By , June 22, 2006 06:24

Colleagues did start a discussion on the usefulness of virtualization technologies, as available today. Sadly, it’s in german only, so I will summarize here, after providing the links to the blogs:

Summary:

Ingo states, that virtualization today is mainly seen as hardware or server virtualization, and refers to a couple of articles (mostly in english!), that state, that this approach add problems, and does not solve problems, because one needs to learn the abstraction layer also, which adds to the complexity.

He continues, in stating, that this also opens new problem areas, like billing, but also adds complexity to change-, configuration- and release-management.
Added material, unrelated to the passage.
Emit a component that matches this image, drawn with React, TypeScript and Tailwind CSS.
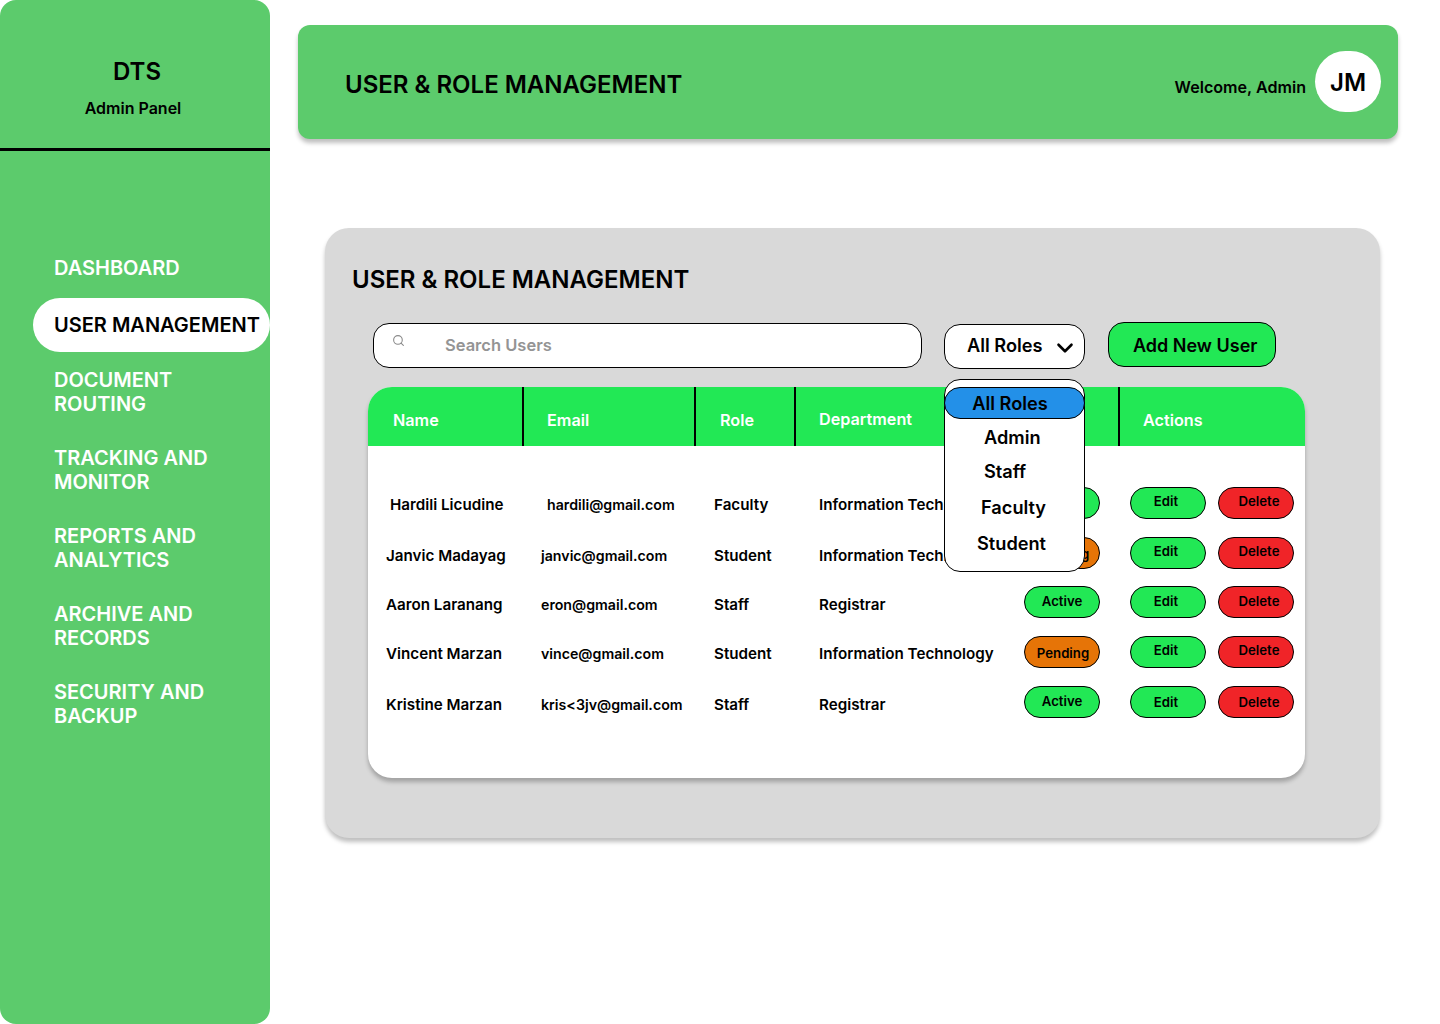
import React from 'react';
import { ChevronDown, Search } from 'lucide-react';

interface UserRow {
  name: string;
  email: string;
  role: string;
  department: string;
  status: 'Active' | 'Pending';
  namePad: string;
  emailPad: string;
  rowHeight: string;
  textPad: string;
  statusNudge: string;
  actionNudge: string;
}

const navItems = [
  { label: 'DOCUMENT ROUTING', width: 'w-[150px]' },
  { label: 'TRACKING AND MONITOR', width: 'w-[170px]' },
  { label: 'REPORTS AND ANALYTICS', width: 'w-[170px]' },
  { label: 'ARCHIVE AND RECORDS', width: 'w-[170px]' },
  { label: 'SECURITY AND BACKUP', width: 'w-[170px]' },
];

const users: UserRow[] = [
  { name: 'Hardili Licudine', email: 'hardili@gmail.com', role: 'Faculty', department: 'Information Technology', status: 'Active', namePad: 'pl-[22px]', emailPad: 'pl-[6px]', rowHeight: 'h-[50px]', textPad: 'pt-[7px]', statusNudge: 'pb-[2px]', actionNudge: 'pb-[2px]' },
  { name: 'Janvic Madayag', email: 'janvic@gmail.com', role: 'Student', department: 'Information Technology', status: 'Pending', namePad: 'pl-[18px]', emailPad: 'pl-0', rowHeight: 'h-[49px]', textPad: 'pt-[8px]', statusNudge: 'pt-[4px] pl-[2px]', actionNudge: 'pb-[2px]' },
  { name: 'Aaron Laranang', email: 'eron@gmail.com', role: 'Staff', department: 'Registrar', status: 'Active', namePad: 'pl-[18px]', emailPad: 'pl-0', rowHeight: 'h-[50px]', textPad: 'pt-[8px]', statusNudge: '', actionNudge: '' },
  { name: 'Vincent Marzan', email: 'vince@gmail.com', role: 'Student', department: 'Information Technology', status: 'Pending', namePad: 'pl-[18px]', emailPad: 'pl-0', rowHeight: 'h-[50px]', textPad: 'pt-[7px]', statusNudge: 'pt-[4px] pl-[2px]', actionNudge: 'pb-[2px]' },
  { name: 'Kristine Marzan', email: 'kris<3jv@gmail.com', role: 'Staff', department: 'Registrar', status: 'Active', namePad: 'pl-[18px]', emailPad: 'pl-0', rowHeight: 'h-[50px]', textPad: 'pt-[8px]', statusNudge: '', actionNudge: 'pt-[2px]' },
];

const Pill = ({ label, className }: { label: string; className: string }) => (
  <div className={`flex h-8 w-[76px] items-center justify-center rounded-full border border-black text-[13.2px] font-semibold text-black ${className}`}>
    {label}
  </div>
);

const App: React.FC = () => {
  return (
    <div className="flex h-[1024px] w-[1440px] overflow-hidden bg-white font-['Inter',sans-serif] text-black">
      {/* Sidebar */}
      <aside className="h-[1024px] w-[270px] shrink-0 rounded-[16px] bg-[#5ccb6c]">
        <div className="h-[151px] border-b-[3px] border-black pt-[55px] text-center">
          <div className="pl-[4px] text-[24px] leading-[33px] font-semibold">DTS</div>
          <div className="mt-[10px] pr-[4px] text-[16px] leading-[20px] font-semibold">Admin Panel</div>
        </div>

        <nav className="pt-[105px] text-[20px] leading-[24px] font-semibold text-white">
          <div className="pl-[54px]">DASHBOARD</div>
          <div className="mt-[18px] ml-[33px] flex h-[54px] items-center rounded-full bg-white pl-[21px] whitespace-nowrap text-black">
            USER MANAGEMENT
          </div>
          <div className="mt-[16px] flex flex-col gap-[30px] pl-[54px]">
            {navItems.map((item) => (
              <div key={item.label} className={item.width}>{item.label}</div>
            ))}
          </div>
        </nav>
      </aside>

      <main className="pt-[25px] pl-[28px]">
        {/* Top bar */}
        <header className="flex h-[114px] w-[1100px] items-center justify-between rounded-[12px] bg-[#5ccb6c] pr-[17px] pl-[47px] shadow-[0_4px_4px_rgba(0,0,0,0.25)]">
          <h1 className="pt-[6px] text-[24px] font-semibold">USER &amp; ROLE MANAGEMENT</h1>
          <div className="flex items-start gap-[9px]">
            <span className="pt-[24px] text-[16.1px] font-semibold">Welcome, Admin</span>
            <div className="mb-[2px] flex h-[61px] w-[66px] items-center justify-center rounded-full bg-white pt-[4px] text-[24px] font-semibold">JM</div>
          </div>
        </header>

        {/* Content card */}
        <section className="relative mt-[89px] ml-[27px] h-[610px] w-[1055px] rounded-[24px] bg-[#d9d9d9] pt-[35px] shadow-[0_4px_4px_rgba(0,0,0,0.25)]">
          <h2 className="pl-[27px] text-[24px] leading-[33px] font-semibold">USER &amp; ROLE MANAGEMENT</h2>

          {/* Filters */}
          <div className="mt-[26px] flex items-start pl-[48px]">
            <div className="mt-px flex h-[45px] w-[549px] items-center rounded-[16px] border border-black bg-white">
              <Search size={13} className="mb-[10px] ml-[18px] text-[#8a8a8a]" />
              <span className="ml-[40px] text-[16.5px] font-semibold text-[#949494]">Search Users</span>
            </div>
            <div className="mt-[2px] ml-[22px] flex h-[45px] w-[141px] items-center justify-between rounded-[16px] border border-black bg-white pr-[6px] pl-[22px] text-[18.2px] font-semibold">
              <span className="mb-[2px]">All Roles</span>
              <ChevronDown size={26} strokeWidth={2.4} className="mt-[2px]" />
            </div>
            <div className="ml-[23px] flex h-[45px] w-[168px] items-center rounded-[16px] border border-black bg-[#22e855] pt-[2px] pl-[24px] text-[18px] font-semibold">
              Add New User
            </div>
          </div>

          {/* Users table */}
          <div className="mt-[18px] ml-[43px] h-[391px] w-[937px] overflow-hidden rounded-[24px] bg-white shadow-[0_4px_4px_rgba(0,0,0,0.25)]">
            <div className="flex h-[59px] bg-[#22e855] text-[16.2px] font-semibold text-white">
              <div className="w-[156px] border-r-2 border-black pt-[21px] pl-[25px]">Name</div>
              <div className="w-[172px] border-r-2 border-black pt-[21px] pl-[23px]">Email</div>
              <div className="w-[100px] border-r-2 border-black pt-[21px] pl-[24px]">Role</div>
              <div className="w-[324px] border-r-2 border-black pt-[20px] pl-[23px]">Department</div>
              <div className="pt-[21px] pl-[23px]">Actions</div>
            </div>

            <div className="pt-[41px] font-semibold">
              {users.map((user) => (
                <div key={user.email} className={`flex items-start text-[15.2px] ${user.rowHeight}`}>
                  <div className={`w-[173px] ${user.textPad} ${user.namePad}`}>{user.name}</div>
                  <div className={`w-[173px] text-[14.2px] ${user.textPad} ${user.emailPad}`}>{user.email}</div>
                  <div className={`w-[105px] ${user.textPad}`}>{user.role}</div>
                  <div className={`w-[205px] ${user.textPad}`}>{user.department}</div>
                  <div className="w-[106px]">
                    <Pill label={user.status} className={`${user.status === 'Active' ? 'bg-[#22e855]' : 'bg-[#e67407]'} ${user.statusNudge}`} />
                  </div>
                  <div className="w-[88px]">
                    <Pill label="Edit" className={`bg-[#22e855] pr-[4px] ${user.actionNudge}`} />
                  </div>
                  <Pill label="Delete" className={`bg-[#f02428] pl-[6px] ${user.actionNudge}`} />
                </div>
              ))}
            </div>
          </div>

          {/* Open roles menu */}
          <div className="absolute top-[151px] left-[619px] h-[193px] w-[141px] rounded-[16px] border border-black bg-white text-[18.2px] font-semibold">
            <div className="mt-[7px] -ml-px flex h-[32px] w-[141px] items-center justify-center rounded-full border border-black bg-[#2390e8] pt-[2px] pr-[9px]">All Roles</div>
            <div className="mt-[5px] pl-[39px]">Admin</div>
            <div className="mt-[7px] pl-[39px]">Staff</div>
            <div className="mt-[8px] pl-[36px]">Faculty</div>
            <div className="mt-[9px] pl-[32px]">Student</div>
          </div>
        </section>
      </main>
    </div>
  );
};

export default App;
Problems, for example in the billing area: Who does pay for the ressources needed for the virtualization layer?

Jörg adds to this, and states, that Ingo’s approach in describing the problems is too honest. Jörg simply states:

Virtualization as done by tools like VMware simply replace a box by a virtualized box. This solves nothing really important (and, we all know, HW prices keep falling, and only are about 20% (mostly even less!) of the overall costs of “a project”).

So, he continues in stating, that the real problem is provisioning (see my older entries) of SERVICES, and not the SERVERS.

And, once you have put a “model” around the description of your service (aka: you have virtualized the service), you no longer need server-virtualization (or: you can benefit more! You can make better use of the HW), because you are then able to quickly “re-deploy” your service (and not the server!) from one system to a different system (and that can even be a different OS, different CPU-Architecture, you name it!).

Thanks to both, Ingo and Jörg for starting this discussion!

5 Nines?

By , June 22, 2006 05:26

Yesterday I was invited to talk to the “AK Server und Betriebskonzepte” (Work Council Server and Operatingconcepts) from BITKOM on 99.999% availability and how to achieve it.

As this is a cross-industry council, presenters from all other major IT vendors were also present.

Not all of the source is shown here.